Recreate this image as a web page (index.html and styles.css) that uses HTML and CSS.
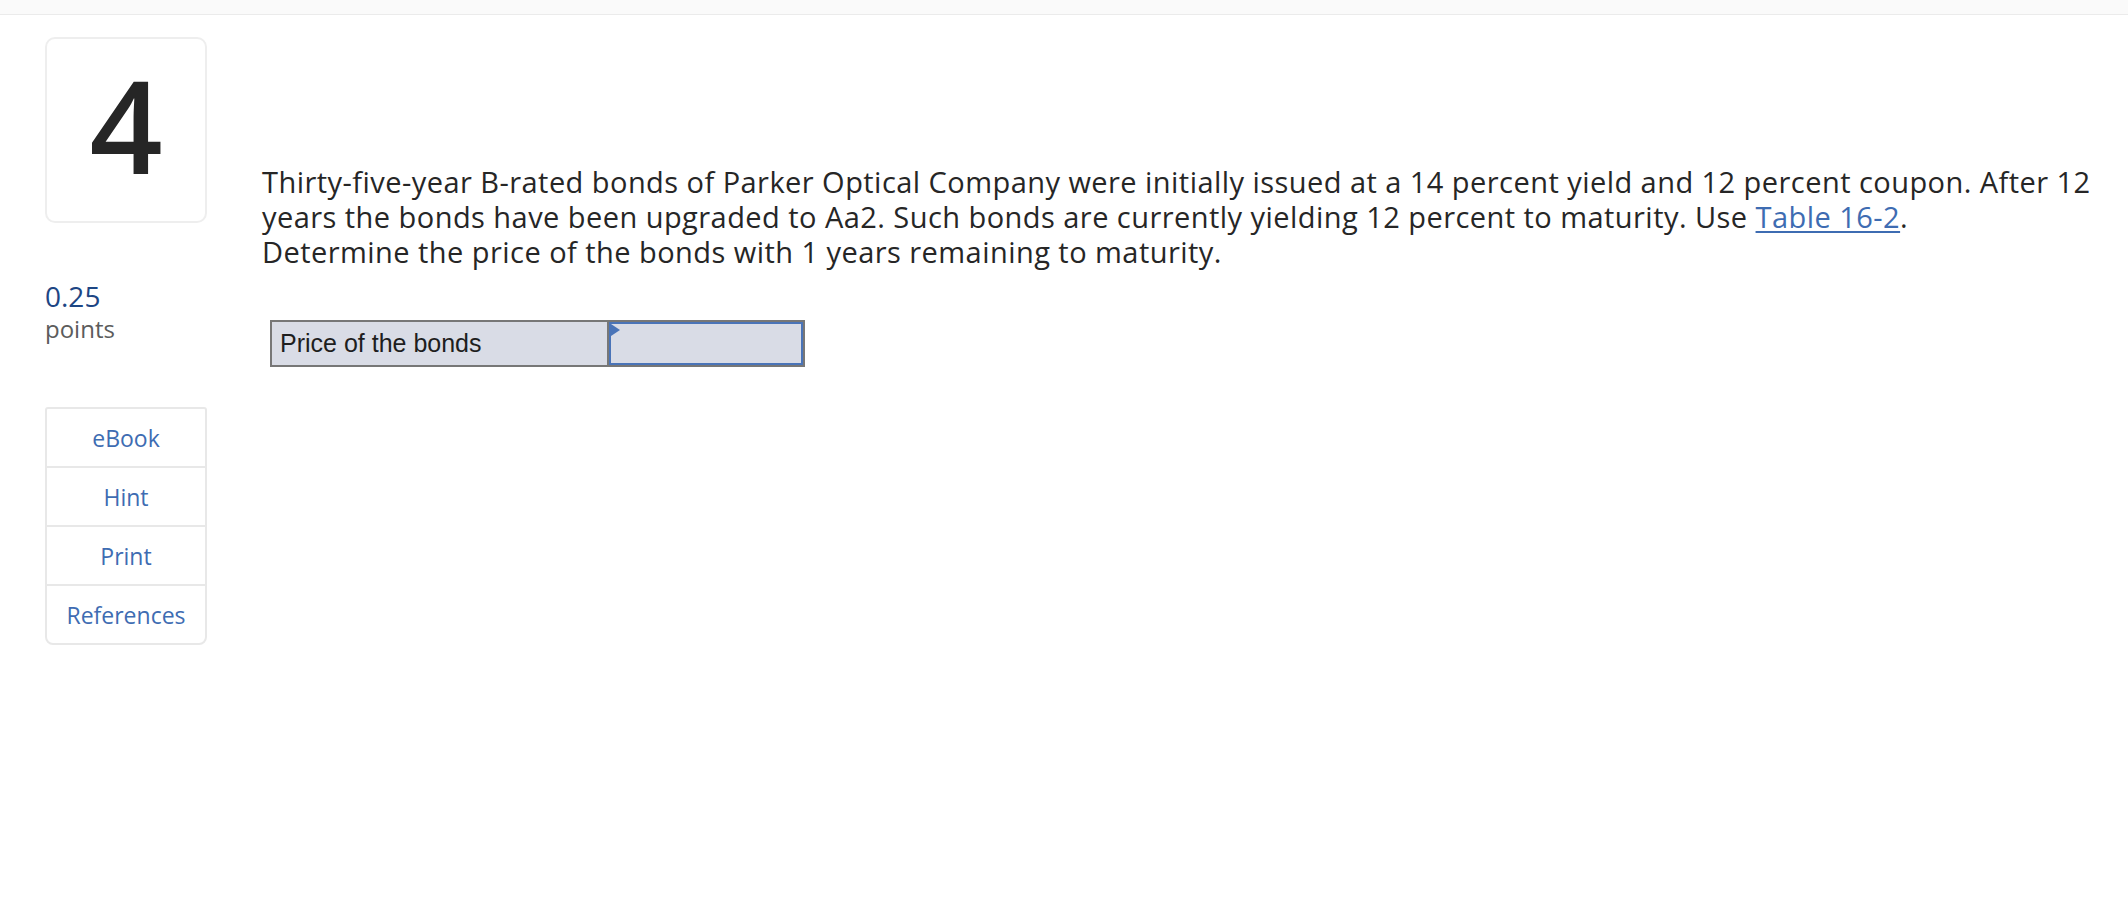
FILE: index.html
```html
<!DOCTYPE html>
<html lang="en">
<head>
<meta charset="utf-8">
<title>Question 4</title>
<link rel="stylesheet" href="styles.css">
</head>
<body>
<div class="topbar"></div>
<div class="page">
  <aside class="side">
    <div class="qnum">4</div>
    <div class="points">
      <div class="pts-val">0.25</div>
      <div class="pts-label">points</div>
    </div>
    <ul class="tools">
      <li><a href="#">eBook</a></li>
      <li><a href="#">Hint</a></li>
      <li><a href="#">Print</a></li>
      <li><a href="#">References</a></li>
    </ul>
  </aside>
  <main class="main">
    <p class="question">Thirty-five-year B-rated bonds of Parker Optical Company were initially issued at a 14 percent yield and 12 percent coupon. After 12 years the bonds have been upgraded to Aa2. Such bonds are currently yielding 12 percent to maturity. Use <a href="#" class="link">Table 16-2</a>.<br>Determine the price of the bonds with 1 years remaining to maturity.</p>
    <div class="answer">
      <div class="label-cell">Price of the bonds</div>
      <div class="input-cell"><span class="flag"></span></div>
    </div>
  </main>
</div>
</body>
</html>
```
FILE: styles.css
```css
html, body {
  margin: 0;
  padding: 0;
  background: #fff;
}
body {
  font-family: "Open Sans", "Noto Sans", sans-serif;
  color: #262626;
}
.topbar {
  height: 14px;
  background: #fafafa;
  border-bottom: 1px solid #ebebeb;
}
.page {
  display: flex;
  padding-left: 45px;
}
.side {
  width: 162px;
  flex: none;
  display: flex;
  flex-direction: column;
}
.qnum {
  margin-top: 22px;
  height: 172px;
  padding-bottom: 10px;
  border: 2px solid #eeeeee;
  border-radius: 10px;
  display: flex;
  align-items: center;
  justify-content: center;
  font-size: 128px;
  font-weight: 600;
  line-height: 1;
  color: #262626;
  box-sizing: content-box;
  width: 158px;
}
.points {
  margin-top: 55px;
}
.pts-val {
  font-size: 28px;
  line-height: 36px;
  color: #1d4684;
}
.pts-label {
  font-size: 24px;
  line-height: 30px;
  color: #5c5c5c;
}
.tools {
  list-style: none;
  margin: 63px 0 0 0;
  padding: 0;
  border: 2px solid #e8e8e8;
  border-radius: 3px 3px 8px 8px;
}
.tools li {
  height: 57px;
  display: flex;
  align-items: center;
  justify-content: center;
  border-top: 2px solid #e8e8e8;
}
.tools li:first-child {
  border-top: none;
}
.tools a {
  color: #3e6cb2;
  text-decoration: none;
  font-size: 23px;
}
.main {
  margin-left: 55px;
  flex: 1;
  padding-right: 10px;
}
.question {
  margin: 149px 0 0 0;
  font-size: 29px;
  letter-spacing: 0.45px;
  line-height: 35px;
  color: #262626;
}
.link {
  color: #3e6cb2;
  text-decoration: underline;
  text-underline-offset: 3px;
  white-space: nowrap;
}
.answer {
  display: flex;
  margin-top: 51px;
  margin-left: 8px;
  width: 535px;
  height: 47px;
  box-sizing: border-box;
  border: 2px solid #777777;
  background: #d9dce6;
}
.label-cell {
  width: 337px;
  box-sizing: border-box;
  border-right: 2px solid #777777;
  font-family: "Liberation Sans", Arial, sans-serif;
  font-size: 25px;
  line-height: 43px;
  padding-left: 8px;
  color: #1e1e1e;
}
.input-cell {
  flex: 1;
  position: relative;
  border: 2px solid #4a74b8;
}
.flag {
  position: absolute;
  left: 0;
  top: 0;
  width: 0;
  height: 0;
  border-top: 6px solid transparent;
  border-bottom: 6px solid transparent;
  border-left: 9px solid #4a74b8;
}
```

To do | From the material given, work out how many lines hold the string "index"; state that number and nothing further.

Exercise solution | 2